If last week’s post on prosecution disclaimer left you hoping for more decisions about the patent application process, you're in luck. This week we're covering another case about patent prosecution and the somewhat rare doctrine of prosecution laches. Below we provide our usualy weekly statistics and our case of the week—our highly subjective selection based on whatever case piqued our interest.
Precedential opinions: 7
Non-precedential opinions: 5
Rule 36: 3
Longest pending case from argument: Anania v. McDonough, No. 20-1086 (185 days)
Shortest pending case from argument (non-Rule 36): Cameron v. McDonough, No. 20-1839 (33 days)
Case of the week: Hyatt v. Hirshfeld, Nos. 2018-2390, -2391, -2392, 2019-1038, -1039, -1049, -1070 (June 1, 2021)

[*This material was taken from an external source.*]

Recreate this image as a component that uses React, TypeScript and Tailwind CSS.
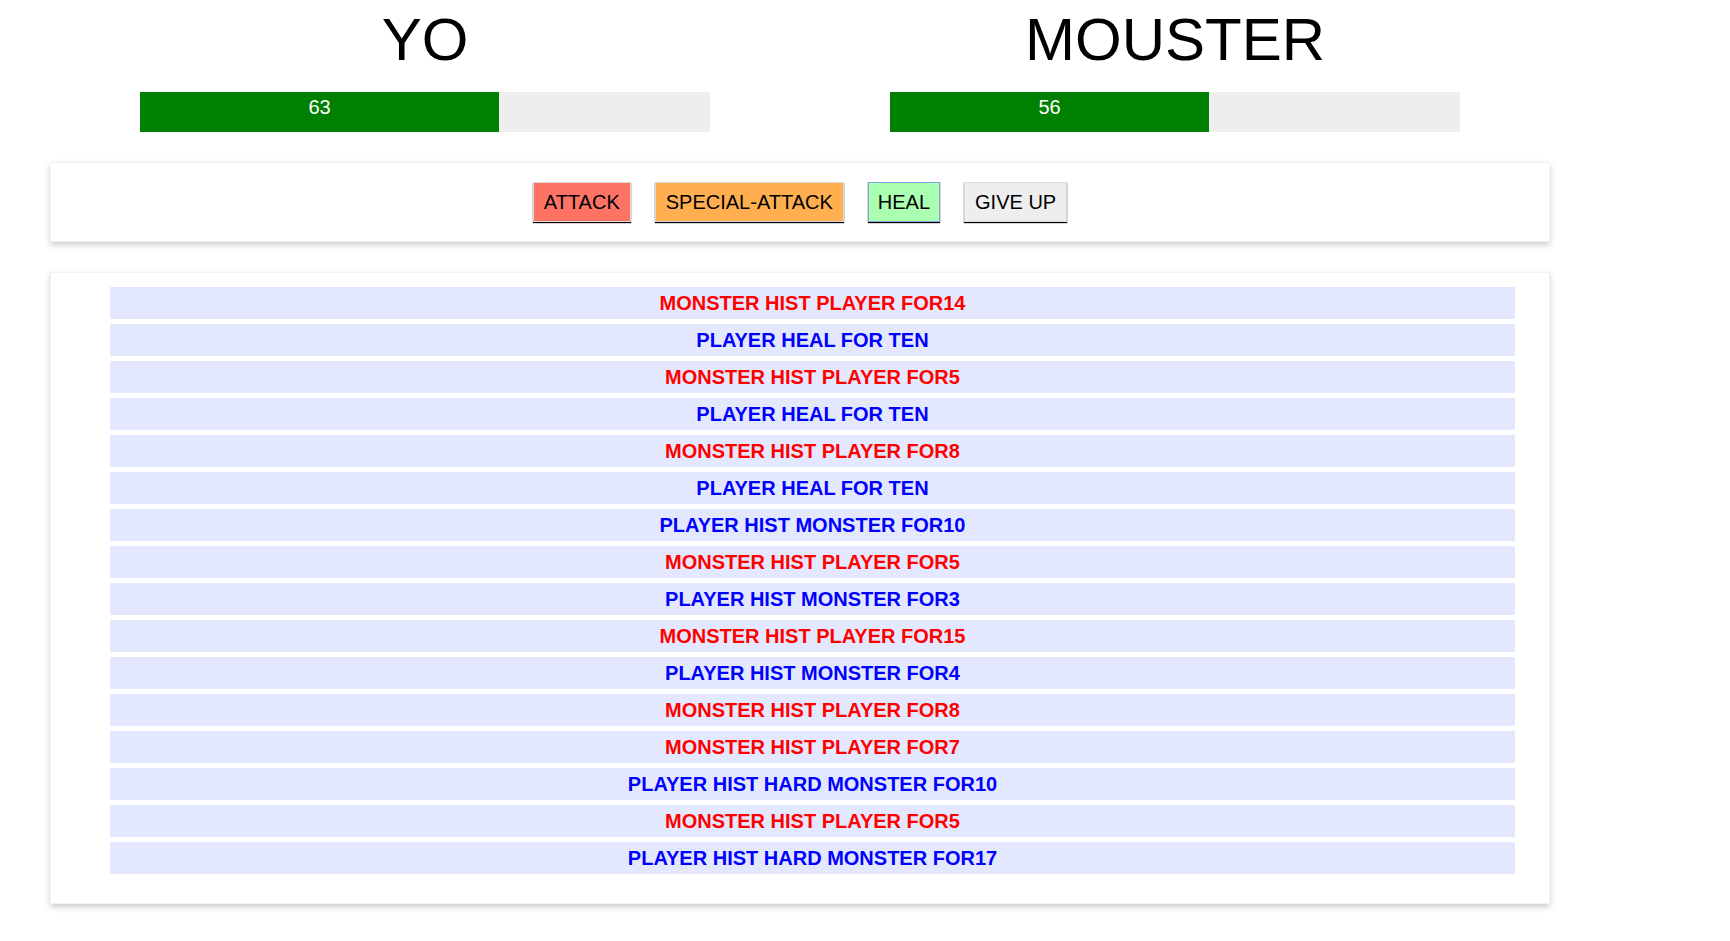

Panel: Judges Reyna, Wallach, and Hughes, with Judge Reyna writing the opinion
You should read this case if: you are a patent prosecutor or are curious about the latest chapter in a long-running dispute between the Patent Office and a serial patent applicant
Our case this week features independent inventor, Gilbert Hyatt, who filed an astonishing 381 patent applications during the “GATT Bubble” before the PTO’s June 8, 1995 transition from patent terms of 17 years from issuance to 20 years from filing. The applications largely relate to microchip and integrated circuit technology and are continuations of applications that date back to the 1970s and ’80s. Most are still pending. Any patents that issue will remain valid for 17 years from issuance, even though the original applications are decades old. The PTO calculated that processing Hyatt’s applications would require “532 years of examiner time,” or the equivalent of about “40,000 typical applications.”
After the PTO rejected four Hyatt applications, Hyatt filed suit under 35 U.S.C. § 145, which allows applicants to seek a court order requiring the PTO to issue the patents. The PTO moved to dismiss based on prosecution laches, a defense the PTO had never before asserted in a district court case on pending applications. According to the PTO, Hyatt engaged in a pattern of delay during prosecution, filing overly long and complex applications, and repeatedly amending claims to shift their scope and create duplications. The district court sided with Hyatt, however, finding that substantial blame for the delay rested with the PTO and that prosecution laches did not bar issuance of the applications. The court ultimately ordered the PTO to issue many of Hyatt’s claims.
On appeal, the Federal Circuit reached several important holdings about prosecution laches. As a preliminary matter, it held that prosecution laches can be a defense in a Section 145 action. And it held that the defense was available even if the Patent Office never rejected the claims for laches during examination.
The Court explained that prosecution laches can “‘render a patent unenforceable when it has issued only after an unreasonable and unexplained delay in prosecution that constitutes an egregious misuse of the statutory patent system under a totality of the circumstances.’” The Court held that the district court had failed to assess the totality of the circumstances in deciding whether that standard was met. For example, the district court should have considered evidence tending to show Hyatt’s “pattern of conduct across an enormous body of similar applications” beyond the four at issue. The Federal Circuit also found that the district court overemphasized alleged PTO delays and underemphasized Hyatt’s behavior in prosecution:
It is not the case that an applicant may prosecute his patents however he or she wishes within the statute and PTO regulation, because the doctrine of prosecution laches places an additional, equitable restriction on patent prosecution conduct beyond those imposed by statute or PTO regulation. An applicant must therefore not only comply with the statutory requirements and PTO regulations but must also prosecute its applications in an equitable way that avoids unreasonable, unexplained delay that prejudices others.
Further, the PTO’s conduct may be considered in the totality of circumstances, but its delay “cannot excuse the applicant’s own delay” in prosecution.
The Federal Circuit also refined the standard for applying prosecution laches in a Section 145 action: it determined that, like in infringement actions, the PTO has an obligation to show prejudice in order for prosecution laches to apply. The Federal Circuit further concluded, however, that prejudice is presumptively met by a prosecution delay of six years or more. And finally, the Federal Circuit held that “clear abuse of the PTO’s patent examination system” constitutes prejudice. “Clear abuse” occurs when the applicant “unduly increases the administrative burden on the PTO.”
Given these conclusions, the Federal Circuit determined that the PTO sufficiently met its initial burden with respect to prosecution laches. The burden thus shifted to Hyatt to prove that he did not, in fact, engage in unreasonable or unexplainable delay. The Court remanded for the district court to consider evidence and decide that issue in the first instance.